The Istanbul-Sofia Express (Istanbul-Sofya Ekspresi, Истанбул-София Експрес, Istanbul-Sofiya Ekspres) is an international passenger train operating daily between Istanbul, Turkey and Sofia, Bulgaria. The train runs 571.2 km from Halkalı station in Istanbul, west to Sofia Central Station in Sofia. The first train departed Halkalı station at 22:40 on 21 February 2017, carrying 22 passengers. The Istanbul-Sofia Express is the successor to the Balkan Express, which operated between Istanbul and Belgrade, Serbia until June 2013.

==Overview==

Train 493/81031 departs Sofia Central Station at 21:00 (EET) each day, while its counterpart, train 492/81032, departs Halkalı station at 22:40 (TRT) each day. These two trains meet at Kapıkule, on the Turkish/Bulgarian border, where customs and passport control takes place.

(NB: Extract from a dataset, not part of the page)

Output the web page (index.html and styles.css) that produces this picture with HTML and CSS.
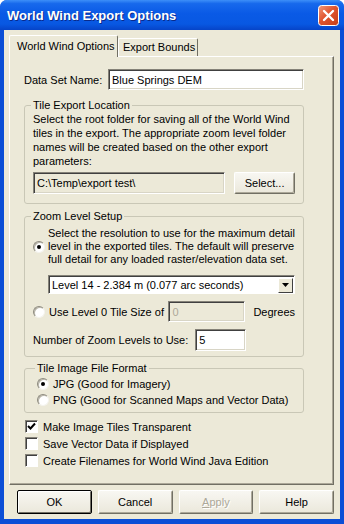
FILE: index.html
```html
<!DOCTYPE html>
<html lang="en">
<head>
    <meta charset="UTF-8">
    <title>World Wind Export Options</title>
    <link rel="stylesheet" href="styles.css">
</head>
<body>
<div class="window">
    <!-- title bar -->
    <div class="titlebar">
        <span class="title">World Wind Export Options</span>
        <span class="close">
            <svg width="21" height="21" viewBox="0 0 21 21">
                <defs>
                    <linearGradient id="cg" x1="0" y1="0" x2="1" y2="1">
                        <stop offset="0" stop-color="#f29a7c"/>
                        <stop offset="0.45" stop-color="#e0552f"/>
                        <stop offset="1" stop-color="#c53d17"/>
                    </linearGradient>
                </defs>
                <rect x="0.5" y="0.5" width="20" height="20" rx="3" fill="url(#cg)" stroke="#fff"/>
                <path d="M6 6 L15 15 M15 6 L6 15" stroke="#fff" stroke-width="2.4" stroke-linecap="round"/>
            </svg>
        </span>
    </div>

    <div class="client">
        <div class="tabs">
            <div class="tab active">World Wind Options</div>
            <div class="tab">Export Bounds</div>
        </div>

        <div class="panel">
            <div class="name-row">
                <label>Data Set Name:</label>
                <input class="field name-field" type="text" value="Blue Springs DEM">
            </div>

            <!-- Tile Export Location -->
            <fieldset class="group loc">
                <legend>Tile Export Location</legend>
                <p class="desc">Select the root folder for saving all of the World Wind tiles in the export. The appropriate zoom level folder names will be created based on the other export parameters:</p>
                <div class="path-row">
                    <input class="field path-field" type="text" value="C:\Temp\export test\" disabled>
                    <span class="btn select-btn">Select...</span>
                </div>
            </fieldset>

            <!-- Zoom Level Setup -->
            <fieldset class="group zoom">
                <legend>Zoom Level Setup</legend>
                <div class="radio-row top-radio">
                    <span class="radio on"></span>
                    <span class="radio-text">Select the resolution to use for the maximum detail level in the exported tiles. The default will preserve full detail for any loaded raster/elevation data set.</span>
                </div>
                <div class="dropdown">
                    <span class="dropdown-text">Level 14 - 2.384 m (0.077 arc seconds)</span>
                    <span class="dropdown-arrow">
                        <svg width="7" height="4" viewBox="0 0 7 4"><path d="M0 0 H7 L3.5 4 Z" fill="#000"/></svg>
                    </span>
                </div>
                <div class="size-row">
                    <span class="radio"></span>
                    <span class="size-label">Use Level 0 Tile Size of</span>
                    <input class="field size-field" type="text" value="0" disabled>
                    <span class="degrees">Degrees</span>
                </div>
                <div class="levels-row">
                    <span>Number of Zoom Levels to Use:</span>
                    <input class="field levels-field" type="text" value="5">
                </div>
            </fieldset>

            <!-- Tile Image File Format -->
            <fieldset class="group format">
                <legend>Tile Image File Format</legend>
                <div class="fmt-row"><span class="radio on"></span><span>JPG (Good for Imagery)</span></div>
                <div class="fmt-row"><span class="radio"></span><span>PNG (Good for Scanned Maps and Vector Data)</span></div>
            </fieldset>

            <div class="checks">
                <div class="check-row">
                    <span class="check">
                        <svg width="9" height="9" viewBox="0 0 9 9"><path d="M1 4 L3.5 6.5 L8 1.5" stroke="#000" stroke-width="2" fill="none"/></svg>
                    </span>
                    <span>Make Image Tiles Transparent</span>
                </div>
                <div class="check-row"><span class="check"></span><span>Save Vector Data if Displayed</span></div>
                <div class="check-row"><span class="check"></span><span>Create Filenames for World Wind Java Edition</span></div>
            </div>
        </div>

        <div class="buttons">
            <span class="btn default">OK</span>
            <span class="btn">Cancel</span>
            <span class="btn disabled"><u>A</u>pply</span>
            <span class="btn">Help</span>
        </div>
    </div>
</div>
</body>
</html>
```

FILE: styles.css
```css
body {
    margin: 0;
    font-family: "Liberation Sans", Arial, sans-serif;
    font-size: 11px;
    color: #000;
}

.window {
    width: 344px;
    height: 524px;
    display: flex;
    flex-direction: column;
    background: #0b4ed6;
    border-radius: 7px 7px 0 0;
    overflow: hidden;
}

/* title bar */
.titlebar {
    height: 30px;
    flex: none;
    display: flex;
    align-items: center;
    justify-content: space-between;
    padding: 0 5px 0 7px;
    background: linear-gradient(#3d8ff8 0%, #1769ec 12%, #0a5ae6 45%, #0858e2 80%, #0644c8 100%);
}

.title {
    color: #fff;
    font-weight: bold;
    font-size: 13px;
    text-shadow: 1px 1px 0 #0a2a8a;
}

.close {
    display: flex;
    margin-top: 1px;
}

/* main area */
.client {
    flex: 1;
    margin: 0 4px 5px;
    padding: 5px 6px 5px 5px;
    background: #ece9d8;
    display: flex;
    flex-direction: column;
}

.tabs {
    height: 21px;
    flex: none;
    display: flex;
    align-items: flex-end;
    position: relative;
    z-index: 1;
}

.tab {
    box-sizing: border-box;
    flex: none;
    white-space: nowrap;
    background: #ece9d8;
    border: 1px solid #fff;
    border-right-color: #716f64;
    border-bottom: none;
    border-radius: 2px 2px 0 0;
    height: 18px;
    line-height: 17px;
    padding: 0 0 0 4px;
    width: 80px;
}

.tab.active {
    height: 22px;
    width: 109px;
    line-height: 21px;
    padding-left: 7px;
    margin-bottom: -1px;
}

.panel {
    flex: 1;
    border: 1px solid #fff;
    border-right-color: #716f64;
    border-bottom-color: #716f64;
    box-shadow: inset -1px -1px 0 #aca899;
    padding: 12px 29px 0 14px;
}

.field {
    box-sizing: border-box;
    margin: 0;
    font-family: inherit;
    font-size: 11px;
    color: #000;
    background: #fff;
    border: 1px solid;
    border-color: #858278 #fff #fff #858278;
    box-shadow: inset 1px 1px 0 #404040, inset -1px -1px 0 #d8d5c6;
    padding: 0 3px;
    outline: none;
}

.field:disabled {
    background: #ece9d8;
    color: #000;
}

.name-row {
    height: 21px;
    display: flex;
    align-items: center;
    justify-content: space-between;
}

.name-field {
    width: 196px;
    height: 21px;
}

/* group boxes */
.group {
    margin: 8px 0 0;
    border: 1px solid #c9c7b6;
    border-radius: 3px;
    padding: 0 8px 9px;
    min-width: 0;
}

.group legend {
    padding: 0 2px;
    margin-left: -2px;
    line-height: 14px;
}

.desc {
    margin: 0;
    line-height: 14px;
}

.path-row {
    margin-top: 4px;
    display: flex;
    gap: 9px;
}

.path-field {
    width: 196px;
    height: 22px;
}

.btn {
    box-sizing: border-box;
    display: flex;
    align-items: center;
    justify-content: center;
    background: linear-gradient(#f8f7f2, #ebe8db);
    border: 1px solid;
    border-color: #fff #716f64 #716f64 #fff;
    box-shadow: inset -1px -1px 0 #aca899;
    border-radius: 2px;
}

.select-btn {
    width: 62px;
    height: 22px;
}

.zoom {
    margin-top: 5px;
    padding-bottom: 5px;
}

.radio {
    flex: none;
    box-sizing: border-box;
    width: 12px;
    height: 12px;
    border-radius: 50%;
    background: #fff;
    border: 1px solid;
    border-color: #8d8a7e #f4f3ee #f4f3ee #8d8a7e;
    box-shadow: inset 1px 1px 0 #b8b5a8;
    display: inline-flex;
    align-items: center;
    justify-content: center;
}

.radio.on::after {
    content: "";
    width: 4px;
    height: 4px;
    border-radius: 50%;
    background: #000;
}

.radio-row {
    display: flex;
    align-items: center;
    gap: 3px;
}

.top-radio {
    padding-top: 4px;
}

.radio-text {
    line-height: 13px;
}

.dropdown {
    box-sizing: border-box;
    margin: 9px 0 0 15px;
    width: 247px;
    height: 19px;
    background: #fff;
    border: 1px solid;
    border-color: #858278 #fff #fff #858278;
    box-shadow: inset 1px 1px 0 #404040;
    display: flex;
    align-items: center;
    justify-content: space-between;
    padding: 0 1px 0 3px;
}

.dropdown-arrow {
    box-sizing: border-box;
    width: 15px;
    height: 15px;
    margin-top: 1px;
    display: flex;
    align-items: center;
    justify-content: center;
    background: #ece9d8;
    border: 1px solid;
    border-color: #fff #404040 #404040 #fff;
}

.size-row {
    margin-top: 7px;
    height: 21px;
    display: flex;
    align-items: center;
}

.size-label {
    margin-left: 4px;
    width: 122px;
}

.size-field {
    width: 77px;
    height: 21px;
}

.field.size-field:disabled {
    color: #aca899;
}

.degrees {
    margin-left: 8px;
}

.levels-row {
    margin-top: 7px;
    height: 22px;
    display: flex;
    align-items: center;
    gap: 7px;
}

.levels-field {
    width: 51px;
    height: 22px;
}

.format {
    margin-top: 4px;
    padding: 1px 8px 4px 12px;
}

.fmt-row {
    height: 16px;
    display: flex;
    align-items: center;
    gap: 4px;
}

/* check boxes */
.checks {
    margin-top: 5px;
    padding-left: 1px;
}

.check-row {
    height: 17px;
    display: flex;
    align-items: center;
    gap: 5px;
}

.check {
    box-sizing: border-box;
    width: 13px;
    height: 13px;
    background: #fff;
    border: 1px solid;
    border-color: #858278 #fff #fff #858278;
    box-shadow: inset 1px 1px 0 #404040;
    display: flex;
    align-items: center;
    justify-content: center;
}

/* bottom buttons */
.buttons {
    margin-top: 5px;
    height: 24px;
    flex: none;
    display: flex;
    gap: 6px;
    padding-left: 8px;
}

.buttons .btn {
    width: 75px;
    height: 24px;
}

.btn.default {
    border: 1px solid #000;
    box-shadow: inset 1px 1px 0 #fff, inset -1px -1px 0 #716f64;
}

.btn.disabled {
    color: #aca899;
    text-shadow: 1px 1px 0 #fff;
}
```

During non-DST days, the train enters/leaves Turkish time (UTC+3) and leaves/enters Eastern European Time (UTC+2), setting the clock forwards/backwards by one hour after crossing the border.

Between Istanbul and Dimitrovgrad the Istanbul-Sofia Express runs together with the Bosphorus Express (464/465). From Dimitrovgrad, the Bosphorus Express disconnects and heads north to Bucharest, Romania.

==Route==

The Istanbul-Sofia Express operates on routes owned by the Turkish State Railways (TCDD) and the Bulgarian State Railways (BDŽ).

- TCDD Istanbul-Pythio railway, Halkalı to Pehlivanköy
- TCDD/BDŽ Edirne cut-off, Pehlivanköy to Svilengrad
- BDŽ Plovdiv-Svilengrad railway, Svilengrad to Plovdiv
- BDŽ Sofia-Plovdiv railway, Plovdiv to Sofia

Prior to 2013, the express operated from Sirkeci station in Istanbul, before switching to Halkalı station.